Das contradições de nossa tão singular história, vale dizer que Henrique Dias e seu terço também combateram quilombos – inclusive Palmares. Mas não seria correto fazermos julgamentos anacrônicos em relação a acontecimentos tão remotos. Antes, é preciso compreender algo como “solidariedade de raça” ou mesmo “consciência racial”, são valores contemporâneos, fomentados já pela militância organizada. E como diz Joaquim Nabuco em O abolicionismo, “a escravidão fossilizou nos seus moldes a exuberante vitalidade do nosso povo”, tornando difícil a distinção de sua hediondez. Completa ele que é preciso “adaptar à liberdade cada um dos aparelhos do seu organismo de que a escravidão se apropriou”. Ainda assim, creio ser possível enaltecermos a figura de Henrique Dias como um homem negro valoroso de nossa história, que, ainda no início de nosso período escravista – há quem afirme que ele nasceu por volta de 1575 –, se destacou como homem livre e coberto de honrarias.
E foi sobre isso, sobre nossos antagonismos, que o historiador Thomas Giulliano tratou em sua intervenção. Nos lembrou que o Brasil é, realmente, um país de contradições, cuja história só pode ser melhor compreendida com a valorização das fontes primárias e da cautela para não fazermos juízos anacrônicos; “a historiografia brasileira não é para amadores”, disse ele, e completou que é preciso, sobretudo, amor ao estudo, paciência e honestidade intelectual para que, do meio de tantos aspectos, digamos, grotescos, a virtude seja reconhecida e exaltada.

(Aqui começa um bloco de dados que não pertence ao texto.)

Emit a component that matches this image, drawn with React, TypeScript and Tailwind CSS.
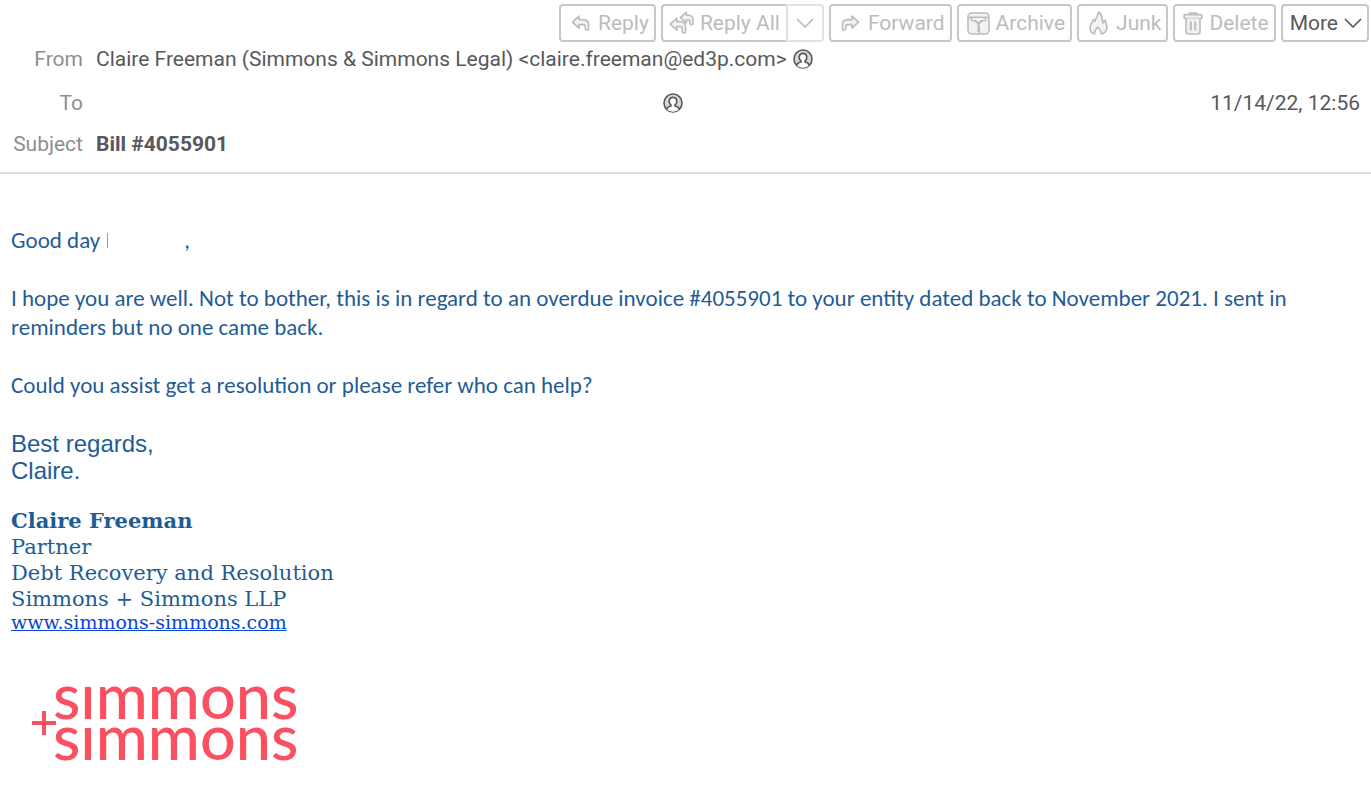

Por isso, reitero: está colocada diante dos negros brasileiros uma escolha; ou procuramos a nossa independência e a nossa autonomia, não ficando reféns de nosso passado tão doloroso, tampouco do Estado – requerendo somente a desobstrução do caminho que nós mesmos queremos trilhar, sem sua intervenção paternal e escravizante –, ou sucumbiremos na morte – espiritual, perpetrada por ideologias que inoculam em nós o veneno do ressentimento que paralisa e mata, ou a morte física da vulnerabilidade periférica.
Escolhamos a vida, para que vivamos.